PHILLIP MINKO: You cannot live in a country whereby there are so many riches and you are poor.
AKINWOTU: Sitting on a bench facing the shore, 42-year-old Phillip Minko is an office administrator in Libreville. He says ordinary people struggled while Bongo and his allies acquired properties around the world. He describes the coup as a liberation for Gabonese people. And for some, this new freedom is a literal reality.
JEAN REMY YAMA: (Speaking French).
AKINWOTU: Jean Remy Yama was imprisoned by Ali Bongo early last year. He's the head of one of the most prominent unions in the country and a vocal critic of Ali Bongo. He was jailed for what many saw as politically motivated corruption charges.
YAMA: (Speaking French).
AKINWOTU: He tells me he felt the goal of his detention was to break him. He thinks he would have spent many more years in jail if Bongo stayed in power. I ask him if he's uncomfortable that it was a military takeover that led to his release.
YAMA: (Speaking French).
AKINWOTU: "We have a Gabonese proverb," he tells me. "If you are drowning in a river, you hold on to whatever branch you can find, whether it's a snake or a crocodile. It doesn't matter. What matters is getting out of the river."
(SOUNDBITE OF ARCHIVED RECORDING)
UNIDENTIFIED PEOPLE: (Singing in non-English language).
AKINWOTU: Within days of the coup, General Brice Nguema was installed as the transitional president. He filled the government with a mixture of some new and some familiar figures from the political class. Nguema is a distant relative of Bongo and, according to reports, has bought properties in the U.S. worth over a million dollars paid in cash. But he's presented himself as an agent of change in a country desperate for it. And he's arrested the former president's son and other figures from Bongo's government.
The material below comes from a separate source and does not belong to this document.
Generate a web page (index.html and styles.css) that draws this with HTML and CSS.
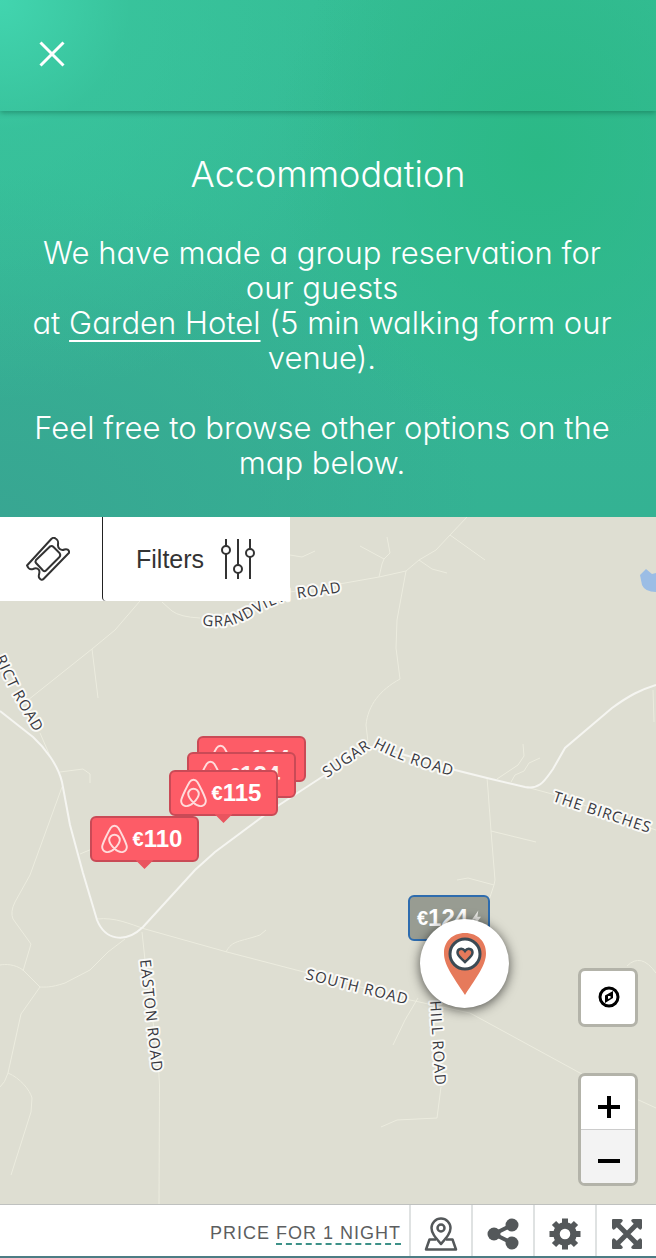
FILE: index.html
```html
<!DOCTYPE html>
<html lang="en">
<head>
<meta charset="utf-8">
<meta name="viewport" content="width=device-width, initial-scale=1">
<title>Accommodation</title>
<link rel="stylesheet" href="styles.css">
</head>
<body>
<div class="top">
  <header class="bar">
    <button class="close" aria-label="Close">
      <svg viewBox="0 0 26 26" width="26" height="26"><path d="M1.5 1.5 24.500 24.500M24.500 1.500 1.500 24.500" stroke="#fff" stroke-width="3" fill="none"/></svg>
    </button>
  </header>
  <main class="intro">
    <h1>Accommodation</h1>
    <p>We have made a group reservation for our guests<br>at <a href="#hotel">Garden Hotel</a> (5 min walking form our venue).</p>
    <p>Feel free to browse other options on the map below.</p>
  </main>
</div>

<section class="map" aria-label="Map">
  <svg class="canvas" viewBox="0 517 656 688" preserveAspectRatio="xMinYMin slice">
    <path class="lake" d="M646 569 640 575 642 585Q645 592 656 592V573L652 574Z"/>
    <g class="minor">
      <path d="M467 517 450 535 436 550 419 560 406 571 379 577 345 583 290 592M450 535 485 560M419 560 432 569 447 573M379 577 382 564 384 559 360 546M384 559 390 553 387 537"/>
      <path d="M406 571 397 620 396 648 400 679C380 690 368 705 366 725L368 742M487 778 488 790 491 831 495 880 494 885 489 900 470 960M491 831 536 842M457 880 468 878 494 885"/>
      <path d="M497 779 518 765 524 756 523 744M511 782 515 775 524 771 529 763 540 758M530 788 552 794 656 830M653 690 654 722"/>
      <path d="M140 601 115 630 92 649 28 700M92 649 98 698M40 733 50 756M60 772 83 769 90 774V783M62 787 30 875 15 902Q10 912 13 919L31 944 23 971M80 854 92 849"/>
      <path d="M97 919C115 917 130 924 145 929L227 952 300 971 410 1000 470 1013 580 1073 656 1108M226 952C232 940 240 942 260 935L266 930M125 939 108 952 90 970 65 983C50 988 45 987 40 987L23 970C15 964 5 964 0 965M40 987 21 1014 8 1073Q5 1083 0 1087M8 1073C20 1078 30 1090 32 1098L31 1112 11 1175"/>
      <path d="M142 932 145 960 158 1060 159.500 1085 159 1205M381 1127 397 1120 437 1118 441 1087M418 998 405 1020 393 1045M627 966Q641 952 656 973M162 602 172 611Q180 617 200 618M290 555 302 557 315 551"/>
    </g>
    <path class="major" d="M0 711 33 737C45 748 58 765 62 782L70 825 83 873 97 920C105 940 125 944 143 927L195 870 215 852 270 811 325 775 360 752Q370 744 385 749L455 770 487 778 525 787C540 790 545 780 553 769L565 748 612 708C630 695 640 690 656 685"/>
    <path id="r1" fill="none" d="M202 625C225 629 240 624 256 614S285 600 300 598L350 591"/>
    <path id="r2" fill="none" d="M-5 658 10 690 44 748"/>
    <path id="r3" fill="none" d="M327 778 380 742"/>
    <path id="r4" fill="none" d="M373 747Q405 765 465 779"/>
    <path id="r5" fill="none" d="M552 801 670 840"/>
    <path id="r6" fill="none" d="M305 979 425 1009"/>
    <path id="r7" fill="none" d="M140 960 154 1090"/>
    <path id="r8" fill="none" d="M430 1001 437 1110"/>
    <g class="roads">
      <text><textPath href="#r1">GRANDVIEW ROAD</textPath></text>
      <text><textPath href="#r2">RICT ROAD</textPath></text>
      <text><textPath href="#r3">SUGAR</textPath></text>
      <text><textPath href="#r4">HILL ROAD</textPath></text>
      <text><textPath href="#r5">THE BIRCHES</textPath></text>
      <text><textPath href="#r6">SOUTH ROAD</textPath></text>
      <text><textPath href="#r7">EASTON ROAD</textPath></text>
      <text><textPath href="#r8">HILL ROAD</textPath></text>
    </g>
  </svg>

  <svg width="0" height="0" class="defs"><symbol id="bnb" viewBox="0 0 28 30"><path d="M14 25C10 21 8.500 18 8.500 16a5.500 5.500 0 0 1 11 0c0 2-1.500 5-5.500 9-3 3-6 4-8.500 3.500-3-.7-5-3.500-4-7C2.500 18 7.500 7.500 10 3.500c2-3 6-3 8 0 2.500 4 7.500 14.500 8.500 18 1 3.500-1 6.300-4 7C20 29 17 28 14 25Z" fill="none" stroke="currentColor" stroke-width="2"/></symbol></svg>

  <div class="tools">
    <button class="ticket" aria-label="Tickets">
      <svg viewBox="0 0 44 44" width="44" height="44" fill="none" stroke="#333" stroke-width="2" stroke-linejoin="round"><path d="M25.500 1.800Q27.500 0 29.500 1.500C32 3 32.500 4 32 7.500c-.5 4 3 6.500 6.500 5 2.500-1 4.500.5 4.800 3L17.500 42c-1.500 1.500-3.500.5-4.500-1.500-1-3 1.500-4.500 0-7.500-1.500-2-4-2-6-1C4 33 2 31 1 28.500Z"/><path d="M24 9.500Q26 8.500 27.500 10L33.500 16Q35 18 33.500 20L20 33.500Q18.500 35 17 33.500L10 26Q9 24.500 10 23Z"/></svg>
    </button>
    <button class="filters">Filters
      <svg viewBox="0 0 36 42" width="36" height="42" fill="none" stroke="#333" stroke-width="2"><path d="M6 1V8M6 16V41M18 1V27M18 35V41M30 1V11M30 19V41"/><circle cx="6" cy="12" r="4"/><circle cx="18" cy="31" r="4"/><circle cx="30" cy="15" r="4"/></svg>
    </button>
  </div>

  <button class="tag t1"><svg><use href="#bnb"/></svg><span><small>€</small>124</span></button>
  <button class="tag t2"><svg><use href="#bnb"/></svg><span><small>€</small>124</span></button>
  <button class="tag t3"><svg><use href="#bnb"/></svg><span><small>€</small>115</span></button>
  <button class="tag t4"><svg><use href="#bnb"/></svg><span><small>€</small>110</span></button>
  <button class="tag hotel"><span><small>€</small>124</span><svg viewBox="0 0 10 18"><path d="M7 0 0 10H4L2 18 10 7H6Z" fill="#e8e8e4"/></svg></button>
  <button class="venue" aria-label="Venue">
    <svg viewBox="0 0 42 62" width="42" height="62"><path d="M21 0C8 0 0 9 0 20 0 32 8 42 21 62 34 42 42 32 42 20 42 9 34 0 21 0Z" fill="#e67a5b"/><circle cx="21" cy="21" r="15" fill="#fff" stroke="#3b4a54" stroke-width="3"/><path d="M21 29C17 25 13.500 23 13.500 19.500c0-4 5-5 7.500-1.500 2.500-3.500 7.500-2.500 7.500 1.500C28.500 23 25 25 21 29Z" fill="#e67a5b" stroke="#3b4a54" stroke-width="2.500"/></svg>
  </button>

  <div class="controls">
    <div class="box">
      <button aria-label="Compass"><svg viewBox="0 0 22 22" width="22" height="22"><circle cx="11" cy="11" r="9" fill="none" stroke="#000" stroke-width="3"/><path fill-rule="evenodd" d="M15 5V12L7 17V9.500ZM10 10V13L12.500 12V10Z"/></svg></button>
    </div>
    <div class="box zoom">
      <button aria-label="Zoom in"><svg viewBox="0 0 22 22" width="22" height="22"><path d="M0 11H22M11 0V22" stroke="#000" stroke-width="4"/></svg></button>
      <button class="out" aria-label="Zoom out"><svg viewBox="0 0 22 22" width="22" height="22"><path d="M0 11H22" stroke="#000" stroke-width="4"/></svg></button>
    </div>
  </div>
</section>

<footer class="foot">
  <p class="price">PRICE <button>FOR 1 NIGHT</button></p>
  <button class="cell" aria-label="Location"><svg viewBox="0 0 34 34" width="34" height="34" fill="none" stroke="#54585a" stroke-width="2.500" stroke-linejoin="round"><path d="M17 27C11 20 7.500 16 7.500 11a9.500 9.500 0 0 1 19 0C26.500 16 23 20 17 27Z"/><circle cx="17" cy="11" r="3.500"/><path d="M12 22.500H5.500L2 32.500H32L28.500 22.500H22"/></svg></button>
  <button class="cell" aria-label="Share"><svg viewBox="0 0 32 32" width="32" height="32" fill="#54585a"><path d="M25 7 7 16 25 25" fill="none" stroke="#54585a" stroke-width="4"/><circle cx="25" cy="7" r="6.500"/><circle cx="7" cy="16" r="6.500"/><circle cx="25" cy="25" r="6.500"/></svg></button>
  <button class="cell" aria-label="Settings"><svg viewBox="-16 -16 32 32" width="32" height="32" fill="none" stroke="#54585a"><circle r="8.500" stroke-width="6.500"/><path stroke-width="6" d="M0-10V-15.500M0 10V15.500M-10 0H-15.500M10 0H15.500M-7-7-11-11M7-7 11-11M-7 7-11 11M7 7 11 11"/></svg></button>
  <button class="cell" aria-label="Full screen"><svg viewBox="0 0 32 32" width="32" height="32" fill="#54585a"><path d="M5 5 27 27M27 5 5 27" stroke="#54585a" stroke-width="5"/><path d="M1 2Q1 1 2 1H10Q13 2 11 4L4 11Q2 13 1 10ZM31 2Q31 1 30 1H22Q19 2 21 4L28 11Q30 13 31 10ZM1 30Q1 31 2 31H10Q13 30 11 28L4 21Q2 19 1 22ZM31 30Q31 31 30 31H22Q19 30 21 28L28 21Q30 19 31 22Z"/></svg></button>
</footer>
</body>
</html>
```

FILE: styles.css
```css
* { box-sizing: border-box; }
body {
  margin: 0;
  min-height: 100vh;
  display: flex;
  flex-direction: column;
  font-family: "Liberation Sans", Arial, sans-serif;
}
button {
  margin: 0;
  padding: 0;
  border: 0;
  background: none;
  font: inherit;
  color: inherit;
  cursor: pointer;
}
svg { display: block; }

.top {
  color: #fff;
  font-family: Inter, "Open Sans", sans-serif;
  font-weight: 300;
  font-feature-settings: "cv11";
  background:
    radial-gradient(ellipse 260px 300px at 82% 30%, #2bb986, #2bb98600),
    radial-gradient(circle at 0 0, #42d5af 0, #3bc9a280 130px, #36c09a00 400px),
    radial-gradient(ellipse 480px 340px at 0 100%, #38a692, #38a69200),
    linear-gradient(180deg, #35bd95, #34b293);
}
.bar {
  height: 111px;
  display: flex;
  align-items: center;
  padding: 0 39px 3px;
  box-shadow: 0 2px 5px rgba(0, 60, 40, .35);
}
.intro {
  padding: 42px 24px 37px;
  text-align: center;
}
h1 {
  margin: 0 0 40px;
  font-size: 36px;
  line-height: 42px;
  font-weight: 300;
}
.intro p {
  margin: 0 12px 35px 0;
  font-size: 31px;
  line-height: 35px;
}
.intro p:last-child { margin-bottom: 0; }
.intro a {
  color: inherit;
  text-decoration: underline;
  text-decoration-thickness: 2px;
  text-underline-offset: 6px;
  text-decoration-skip-ink: none;
}

.map {
  position: relative;
  flex: 1 0 680px;
  overflow: hidden;
  background: #deded2;
}
.canvas {
  position: absolute;
  inset: 0;
  width: 100%;
  height: 100%;
}
.defs { position: absolute; }
.lake { fill: #9bbde5; }
.minor { fill: none; stroke: #ececdf; stroke-width: 1px; }
.major { fill: none; stroke: #f5f5f1; stroke-width: 2px; }
.roads {
  font-family: "Open Sans", "Noto Sans", sans-serif;
  font-size: 15px;
  font-weight: 500;
  letter-spacing: 1px;
  fill: #38383f;
  stroke: #fafaf7;
  stroke-width: 4px;
  stroke-linejoin: round;
  paint-order: stroke;
}

.tools {
  position: relative;
  width: max-content;
  display: flex;
  height: 84px;
  color: #333;
  background: #fff;
}
.ticket {
  width: 102px;
  padding-left: 26px;
}
.filters {
  display: flex;
  align-items: center;
  gap: 16px;
  padding: 0 34px 0 33px;
  border-left: 1px solid #222;
  border-bottom-left-radius: 4px;
  font-size: 25px;
}

.tag {
  position: absolute;
  display: flex;
  align-items: center;
  justify-content: center;
  gap: 5px;
  width: 109px;
  height: 46px;
  padding-right: 6px;
  border: 2px solid #c94a56;
  border-radius: 6px;
  background: #fd5c67;
  color: #fff;
  font-size: 24px;
  font-weight: bold;
}
.tag small { font-size: 20px; vertical-align: 1px; }
.tag > svg { width: 27px; height: 30px; color: #ffdcdc; }
.tag::after {
  content: "";
  position: absolute;
  top: 100%;
  left: 50%;
  width: 18px;
  height: 9px;
  margin-left: -9px;
  background: #e9545f;
  clip-path: polygon(0 0, 100% 0, 50% 100%);
}
.t1 { left: 197px; top: 219px; }
.t2 { left: 187px; top: 235px; }
.t3 { left: 169px; top: 253px; }
.t4 { left: 90px; top: 299px; }
.t1 span, .t2 span { opacity: .9; }
.hotel {
  left: 408px;
  top: 378px;
  width: 82px;
  padding-right: 0;
  gap: 4px;
  border-color: #2e6cae;
  background: #989c92;
}
.hotel > svg { width: 9px; height: 17px; }
.hotel::after { display: none; }
.venue {
  position: absolute;
  left: 420px;
  top: 402px;
  width: 89px;
  height: 89px;
  display: grid;
  place-items: center;
  border-radius: 50%;
  background: #fff;
  box-shadow: 0 2px 12px rgba(0, 0, 0, .65);
}

.controls {
  position: absolute;
  right: 18px;
  bottom: 18px;
  display: flex;
  flex-direction: column;
  gap: 46px;
}
.box {
  width: 60px;
  border: 3px solid #b3b3a9;
  border-radius: 7px;
  background: #fff;
  overflow: hidden;
}
.box button {
  width: 100%;
  height: 53px;
  padding: 0 0 2px 2px;
  display: grid;
  place-items: center;
}
.box.zoom button { padding: 8px 0 0 2px; }
.box button + button { border-top: 1px solid #ccc; }
.box .out { height: 54px; background: #f3f3f3; }

.foot {
  display: flex;
  height: 54px;
  border-top: 1px solid #bfc1bf;
  border-bottom: 2px solid #4c7c84;
  background: #fff;
}
.price {
  flex: 1;
  margin: 0;
  padding: 16px 8px 0;
  text-align: right;
  font-size: 18px;
  line-height: 24px;
  letter-spacing: 1px;
  color: #5c5e60;
}
.price button {
  line-height: 20px;
  letter-spacing: 1px;
  border-bottom: 2px dashed #3d9188;
}
.cell {
  flex: 0 0 62px;
  display: grid;
  place-items: center;
  padding-top: 6px;
  border-left: 2px solid #dfe2e2;
}
.cell:last-child { flex-basis: 61px; }
```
LAURENCE NDONG: The international community who condemned coup, everybody knows that Gabon was a dictatorship, but they shut their mouth.
AKINWOTU: Laurence Ndong was just appointed minister of communication. She says countries who criticize Gabon's coup were not vocal about widely discredited elections that kept Bongo in power. There have now been nine coups in Africa in the last three years, almost all in former French colonies. The new transition period is expected to last two years before new elections, Ndong says. But it's not set in stone, and the pretext for an extension is already there.
NDONG: We are not in a hurry because we have a chance, we have the opportunity to make our country to start again.
(SOUNDBITE OF ARCHIVED RECORDING)
UNIDENTIFIED PERSON #2: (Speaking French).
AKINWOTU: Talk of the political future dominates everyday discussion in Gabon. On call-in radio programs, some are skeptical of the new transition government, but most are willing to give them the benefit of the doubt for now.
(SOUNDBITE OF WAVES CRASHING)
AKINWOTU: Back on the beach, Minko is optimistic about the future. He believes people will see the coup as a lasting turning point.
MINKO: Years to come, I will be sitting somewhere, if God will allow me, and I would tell the story to my grandson, telling them how we felt when this thing happened in Gabon. We just get rid of something that was not good for Gabon and for the population.
AKINWOTU: Emmanuel Akinwotu, NPR News, Libreville.